Subsidiarité et politiques économiques locales
La nécessité de réorganiser les compétences des collectivités locales évoquée par le Président de la République nous renvoie à un autre mythe sur la gestion publique qui a fleuri au tournant du siècle : la subsidiarité. Méthode, davantage que principe, elle signifie que les missions des administrations publiques doivent être attribuées au niveau où elles pourront être exercées le plus efficacement. Elle s'applique aussi bien, quoique différemment, à la répartition des pouvoirs normatifs dans l'Etat fédéral qu'à la distribution des missions entre administrations territoriales au sein de l'Etat.
Inscrite dans de nombreux textes (traité UE, constitutions, Charte européenne de l'autonomie locale) l'idée reste néanmoins essentiellement doctrinale. Sa mise en oeuvre suppose qu'une autorité experte et légitime puisse démontrer en quoi une catégorie de collectivités territoriales, laquelle est toujours disparate, doit être préférée à telle autre pour assumer des tâches déterminées. Cela se décide dans des processus politiques et les capacités d'une collectivité dépendent notamment des ressources qu'elle peut mobiliser et de son mode de gouvernance qui sont l'expression d'autres choix politiques. En outre, l'importance des effets externes de la plupart des activités publiques fait qu'il est difficile de savoir quand elles doivent être appréciées à raison de leur objet direct ou de leurs effets induits ; ce phénomène explique d'ailleurs les tendances centralisatrices à l'oeuvre un peu partout.

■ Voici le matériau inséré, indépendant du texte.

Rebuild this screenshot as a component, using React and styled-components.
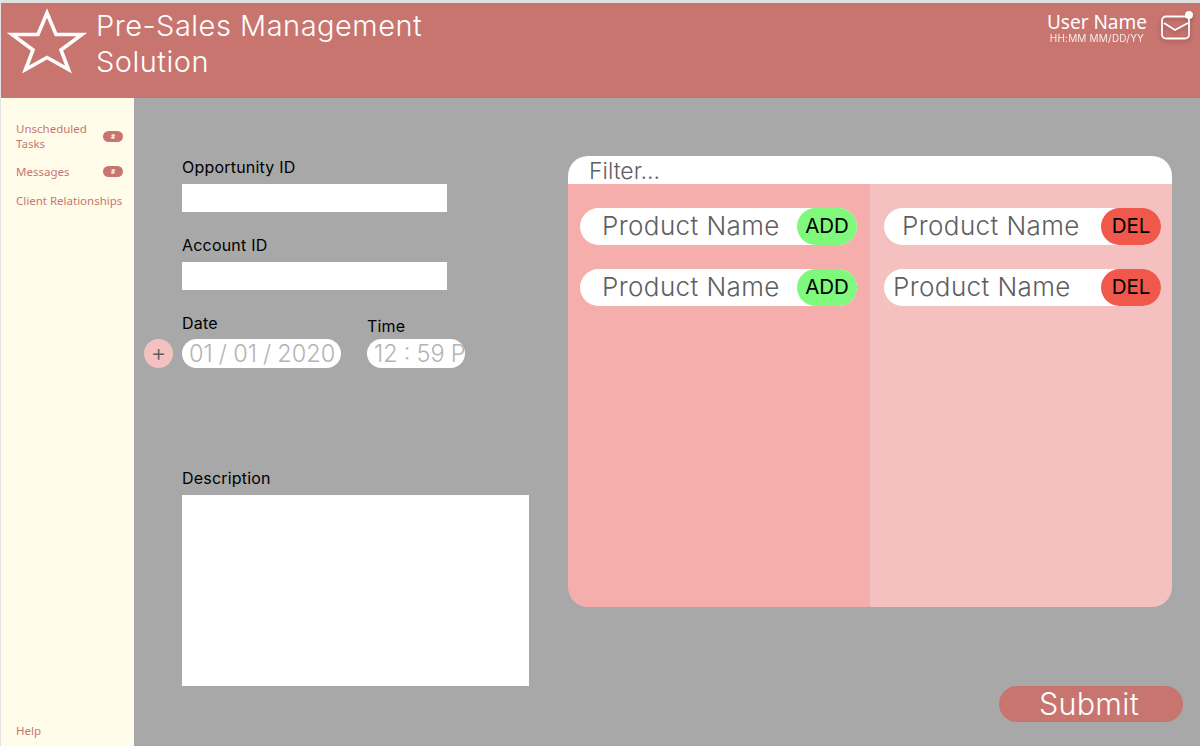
import React from 'react';
import styled, { createGlobalStyle } from 'styled-components';

const GlobalStyle = createGlobalStyle`
  html, body {
    margin: 0;
    padding: 0;
    background: #a9a8a8;
    font-family: 'Inter', 'Liberation Sans', sans-serif;
  }
`;

const Page = styled.div`
  width: 1200px;
  height: 746px;
  box-sizing: border-box;
  display: flex;
  flex-direction: column;
  overflow: hidden;
  border-left: 1px solid #e4e4e4;
  background: #a9a8a8;
`;

const TopStrip = styled.div`
  height: 3px;
  flex-shrink: 0;
  background: #e0e0e0;
`;

const Header = styled.header`
  height: 95px;
  flex-shrink: 0;
  display: flex;
  align-items: flex-start;
  background: #c87570;
  color: #fff;
`;

const Logo = styled.svg`
  width: 80px;
  height: 66px;
  margin: 5px 0 0 6px;
  flex-shrink: 0;
`;

const Title = styled.h1`
  width: 380px;
  margin: 5px 0 0 9px;
  font-family: 'Inter', sans-serif;
  font-size: 29px;
  font-weight: 300;
  line-height: 36px;
  letter-spacing: 0.5px;
`;

const UserArea = styled.div`
  margin-left: auto;
  display: flex;
  align-items: flex-start;
  padding: 8px 5px 0 0;
`;

const UserText = styled.div`
  display: flex;
  flex-direction: column;
  align-items: center;
  margin-right: 14px;
`;

const UserName = styled.div`
  font-family: 'Noto Sans', sans-serif;
  font-size: 19px;
  line-height: 22px;
`;

const UserDate = styled.div`
  font-family: 'Inter', sans-serif;
  font-size: 10px;
  line-height: 11px;
  letter-spacing: 0.2px;
  opacity: 0.85;
`;

const MailIcon = styled.svg`
  width: 34px;
  height: 34px;
  margin-top: -1px;
  overflow: visible;
  filter: drop-shadow(0 2px 2px rgba(90, 40, 40, 0.45));
`;

const Body = styled.div`
  flex: 1;
  display: flex;
  min-height: 0;
`;

const Sidebar = styled.nav`
  width: 133px;
  flex-shrink: 0;
  display: flex;
  flex-direction: column;
  padding: 23px 11px 8px 15px;
  box-sizing: border-box;
  background: #fffdea;
  font-family: 'Noto Sans', sans-serif;
  font-size: 11.5px;
  line-height: 15px;
  color: #c87570;
`;

const NavItem = styled.div`
  display: flex;
  align-items: center;
  justify-content: space-between;
  margin-bottom: ${(props) => props.gap}px;
`;

const NavLabel = styled.span`
  width: ${(props) => (props.$wrap ? '80px' : 'auto')};
  white-space: ${(props) => (props.$wrap ? 'normal' : 'nowrap')};
`;

const Badge = styled.span`
  width: 20px;
  height: 11px;
  border-radius: 6px;
  background: #c87570;
  color: #fff;
  font-size: 7px;
  font-weight: 700;
  line-height: 11px;
  text-align: center;
`;

const HelpLink = styled.div`
  margin-top: auto;
`;

const Main = styled.main`
  flex: 1;
  display: flex;
  padding: 58px 17px 24px 10px;
  color: #000;
`;

const FormColumn = styled.div`
  width: 424px;
  flex-shrink: 0;
  display: flex;
  flex-direction: column;
  padding-top: 1px;
`;

const Field = styled.div`
  padding-left: 38px;
  margin-top: ${(props) => props.top || 0}px;
  margin-bottom: ${(props) => props.gap}px;
`;

const Label = styled.div`
  font-family: 'Inter', sans-serif;
  font-size: 16px;
  line-height: 20px;
  letter-spacing: 0.2px;
  margin-bottom: 7px;
`;

const TextBox = styled.div`
  width: 265px;
  height: 28px;
  background: #fff;
`;

const DateRow = styled.div`
  display: flex;
  align-items: flex-end;
  height: 60px;
`;

const PlusButton = styled.div`
  width: 29px;
  height: 29px;
  margin-right: 9px;
  border-radius: 50%;
  background: #f3c1bf;
  color: #5f5f5f;
  font-size: 24px;
  font-weight: 300;
  line-height: 28px;
  text-align: center;
`;

const DateField = styled.div`
  width: ${(props) => props.width}px;
  margin-right: 26px;
`;

const DateLabel = styled(Label)`
  margin-bottom: ${(props) => props.gap}px;
`;

const DatePill = styled.div`
  height: 29px;
  padding-left: 7px;
  border-radius: 15px;
  overflow: hidden;
  white-space: nowrap;
  background: #fff;
  color: #b4b4b4;
  font-size: 23.5px;
  font-weight: 300;
  line-height: 29px;
  word-spacing: -0.5px;
`;

const DescriptionBox = styled.div`
  width: 347px;
  height: 191px;
  background: #fff;
`;

const RightColumn = styled.div`
  flex: 1;
  display: flex;
  flex-direction: column;
`;

const ProductPanel = styled.section`
  width: 604px;
  height: 451px;
  display: flex;
  flex-direction: column;
  border-radius: 20px;
  overflow: hidden;
`;

const FilterBar = styled.div`
  height: 28px;
  flex-shrink: 0;
  padding-left: 21px;
  background: #fff;
  color: #5f5f5f;
  font-size: 23px;
  font-weight: 300;
  line-height: 30px;
`;

const Lists = styled.div`
  flex: 1;
  display: grid;
  grid-template-columns: 302px 302px;
`;

const List = styled.div`
  display: flex;
  flex-direction: column;
  gap: 24px;
  padding: 24px ${(props) => props.$right}px 0 ${(props) => props.$left}px;
  background: ${(props) => props.bg};
`;

const ProductPill = styled.div`
  height: 37px;
  display: flex;
  align-items: center;
  justify-content: space-between;
  padding-left: ${(props) => props.indent}px;
  border-radius: 19px;
  background: #fff;
`;

const ProductName = styled.span`
  color: #5f5f5f;
  font-size: 26px;
  font-weight: 300;
  line-height: 34px;
  margin-bottom: 2px;
  letter-spacing: 0.4px;
`;

const ActionButton = styled.div`
  width: 60px;
  height: 37px;
  border-radius: 19px;
  background: ${(props) => props.bg};
  color: #000;
  font-size: 20.5px;
  font-weight: 400;
  line-height: 36px;
  text-align: center;
`;

const SubmitButton = styled.div`
  width: 180px;
  height: 36px;
  margin-top: 79px;
  padding-right: 4px;
  align-self: flex-end;
  border-radius: 18px;
  background: #c87570;
  color: #fff;
  font-size: 30.5px;
  font-weight: 300;
  line-height: 36px;
  letter-spacing: 0.3px;
  text-align: center;
`;

const products = [
  { id: 1, indent: 22 },
  { id: 2, indent: 22 },
];

const selected = [
  { id: 3, indent: 18 },
  { id: 4, indent: 9 },
];

const App = () => (
  <Page>
    <GlobalStyle />
    <TopStrip />
    <Header>
      <Logo viewBox="0 0 80 66" aria-hidden="true">
        <polygon
          points="40,5 49,26.5 75,26.5 54,42 61.5,61.5 40,49.5 18.5,61.5 26,42 5,26.5 31,26.5"
          fill="none"
          stroke="#fff"
          strokeWidth="3.6"
          strokeLinejoin="miter"
        />
      </Logo>
      <Title>Pre-Sales Management Solution</Title>
      <UserArea>
        <UserText>
          <UserName>User Name</UserName>
          <UserDate>HH:MM MM/DD/YY</UserDate>
        </UserText>
        <MailIcon viewBox="0 0 34 34" aria-hidden="true">
          <rect x="1" y="6.5" width="27" height="22" rx="4" fill="none" stroke="#fff" strokeWidth="1.8" />
          <path d="M3 13 L14 20 L27 13" fill="none" stroke="#fff" strokeWidth="1.8" />
          <circle cx="28" cy="5" r="4" fill="#fff" />
        </MailIcon>
      </UserArea>
    </Header>
    <Body>
      <Sidebar>
        <NavItem gap={13}>
          <NavLabel $wrap>Unscheduled Tasks</NavLabel>
          <Badge>#</Badge>
        </NavItem>
        <NavItem gap={14}>
          <NavLabel>Messages</NavLabel>
          <Badge>#</Badge>
        </NavItem>
        <NavItem gap={0}>
          <NavLabel>Client Relationships</NavLabel>
        </NavItem>
        <HelpLink>Help</HelpLink>
      </Sidebar>
      <Main>
        <FormColumn>
          <Field gap={23}>
            <Label>Opportunity ID</Label>
            <TextBox />
          </Field>
          <Field gap={18}>
            <Label>Account ID</Label>
            <TextBox />
          </Field>
          <DateRow>
            <PlusButton>+</PlusButton>
            <DateField width={159}>
              <DateLabel gap={6}>Date</DateLabel>
              <DatePill>01 / 01 / 2020</DatePill>
            </DateField>
            <DateField width={98}>
              <DateLabel gap={3}>Time</DateLabel>
              <DatePill>12 : 59 P</DatePill>
            </DateField>
          </DateRow>
          <Field top={100} gap={0}>
            <Label>Description</Label>
            <DescriptionBox />
          </Field>
        </FormColumn>
        <RightColumn>
          <ProductPanel>
            <FilterBar>Filter...</FilterBar>
            <Lists>
              <List bg="#f5aeac" $left={12} $right={13}>
                {products.map((item) => (
                  <ProductPill key={item.id} indent={item.indent}>
                    <ProductName>Product Name</ProductName>
                    <ActionButton bg="#7ef97c">ADD</ActionButton>
                  </ProductPill>
                ))}
              </List>
              <List bg="#f4c1c0" $left={14} $right={11}>
                {selected.map((item) => (
                  <ProductPill key={item.id} indent={item.indent}>
                    <ProductName>Product Name</ProductName>
                    <ActionButton bg="#f0584c">DEL</ActionButton>
                  </ProductPill>
                ))}
              </List>
            </Lists>
          </ProductPanel>
          <SubmitButton>Submit</SubmitButton>
        </RightColumn>
      </Main>
    </Body>
  </Page>
);

export default App;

Prenons l'exemple de l'action économique. Tous les pouvoirs locaux revendiquent de s'en occuper, alors que la doxa est que la matière a vocation à être réservée à la région. Or, les missions des collectivités sont pratiquement toutes en rapport avec leur environnement économique qu'elles contribuent à modeler. Urbanisme, transports et déplacements, habitat, formation, environnement, eau, déchets, tourisme, culture exigent d'être conçus en considérant aussi leurs impacts économiques. Des bénéfices économiques méritent donc d'être recherchés par la rationalisation des compétences, spécialement dans les domaines où elles sont très dispersées (eau ou déplacements, par exemple).
La primauté proclamée de la région s'explique par la volonté d'éviter la compétition entre collectivités en direction des entreprises et par le fait qu'en 1959 l'administration régionale de l'Etat avait été conçue pour coordonner ses politiques interventionnistes qui ont, depuis lors, fortement reculé, sans être reprises par les régions. Malgré la longue liste contenue dans l'article L4211-1 du CGCT, celles-ci n'ont, en définitive, que peu d'instruments de politique économique ; ils se limitent essentiellement aux aides aux entreprises, dont les résultats sont discutés, à l'élaboration de divers schémas dont les suites ne sont guère évaluées, pas plus que celles des travaux des CESER, et à des montages financiers complexes, inégalement utilisés.
De nouveaux enjeux revalorisent aujourd'hui la fonction économique de toutes les administrations territoriales: réindustrialisation, limitation des déplacements et transports, environnement, nouvelles énergies, sécurité alimentaire, accueil de populations, etc.
Vouloir construire un édifice géométrique où, par une application « scientifique » de la subsidiarité, la loi attribuerait à chaque collectivité un rôle déterminé, serait irréaliste. De trop nombreux facteurs entrent en ligne de compte et il faut pouvoir s'adapter aux évolutions.
Laissons plutôt jouer une subsidiarité naturelle en faisant confiance à l'intelligence des acteurs locaux, qui sont les mieux à même de comprendre les atouts et besoins de territoires différents, en les obligeant cependant à coopérer entre eux. Cela passe peut-être par le rétablissement de la clause générale de compétence des régions et départements, par une forte implication des intercommunalités et par l'utilisation dynamique de conventions. Permettre aux collectivités d'élaborer des stratégies concertées, parfois même avec l'Etat, explicitées dans des documents de nature souple, serait infiniment plus fructueux qu'une accumulation de règles et procédures, tout en évitant que ne se conçoivent des stratégies économiques juxtaposées, dont la tentation existe ici ou là.